En moins d’une année passée aux affaires, le nouveau pouvoir est accueilli, sur la place publique, avec des slogans qu’on croyait réservés à Ben Ali.
Hamadi Jebali, le Premier ministre tunisien, l’a échappé belle. Contrairement au président Moncef Merzouki, Mustapha Ben Jaafar, président de l’Assemblée nationale constituante (ANC) et certains membres de son gouvernement provisoire, « une grippe subite » -selon certains média tunisiens- l’a empêché de se rendre à Sidi Bouzid pour célébrer le deuxième anniversaire du soulèvement populaire qui a conduit au renversement de Ben Ali. Dans le berceau de ce qu’il est convenu d’appeler « la Révolution », le président tunisien, le président de l’ANC et leurs accompagnateurs ont été accueillis par des slogans hostiles avec, au hit-parade, le fameux « Dégage ! » et des jets de pierres, par une foule aux espoirs déçus, mais pas résignée. En moins d’un an après la formation de son gouvernement –le 22 décembre 2011-, il n’y a pas que le patron de l’exécutif tunisien, premier comptable de la gestion des affaires, qui est malade. Mais c’est la démarche politique qui a suivi le renversement de l’ancien régime qui est prématurément atteinte du syndrome du burn-out -détachement de la réalité-.
Usure précoce
À bien écouter les Tunisiens, leurs premières préoccupations sont la liberté et les Droits de l’Homme, le développement, le travail, la formation, la santé, l’hygiène, la sécurité… –il suffit de lire la presse tunisienne pour s’en rendre compte-. Mais entre les différents prétendants au pouvoir qui sont déjà aux affaires, c’est la reconquête de ce même pouvoir –lors des prochaines échéances électorales- qui est devenu l’essentiel de leurs actions publiques ; un véritable déni des espoirs de leurs compatriotes qui attendaient d’eux, dès la prise de leurs fonctions, d’être avant tout des serviteurs de l’intérêt général.

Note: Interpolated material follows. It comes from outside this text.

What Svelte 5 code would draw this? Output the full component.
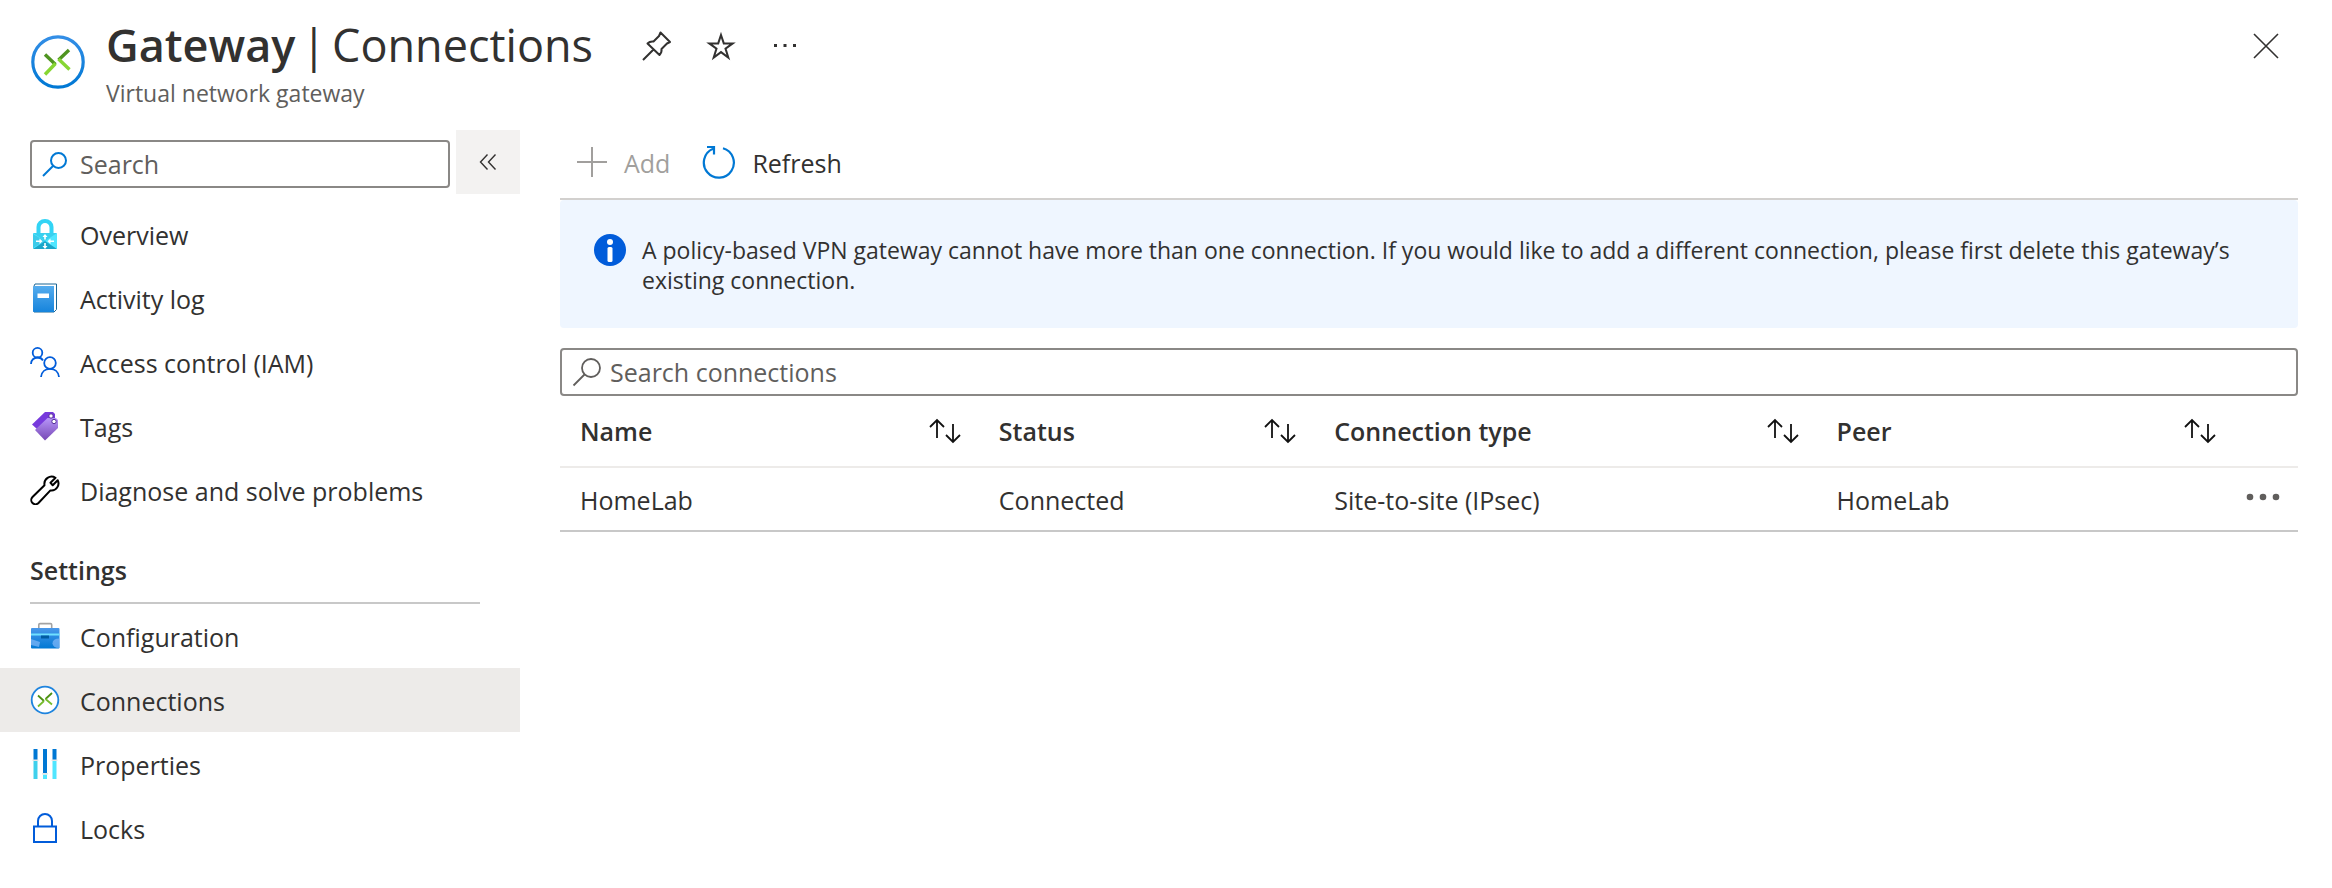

Certains courants politiques ne comprennent pas encore clairement qu’en démocratie, leur bail est précaire -n’en déplaise aux théocrates et autres autocrates ce facteur est un signe de stabilité tant il témoigne du bon fonctionnement des institutions- et que la seule chose dont ils peuvent être titulaire en viager, c’est leur bilan. On voit bien qu’à travers les milices comme les Gardiens de la Révolution, les atteintes à la liberté de la presse et aux libertés publiques et individuelles, les attaques contre les syndicats et les engagements sans lendemain, certaines forces politiques, malheureusement parmi les plus influentes, veulent quadriller et museler la société, pour se pérenniser au pouvoir. L’alternance par le jeu démocratique n’est pas inscrite à leur agenda. Résultat : en moins d’un an, ils ont consommé leur crédit. À ce titre, « une grippe » permet d’éviter une douche froide.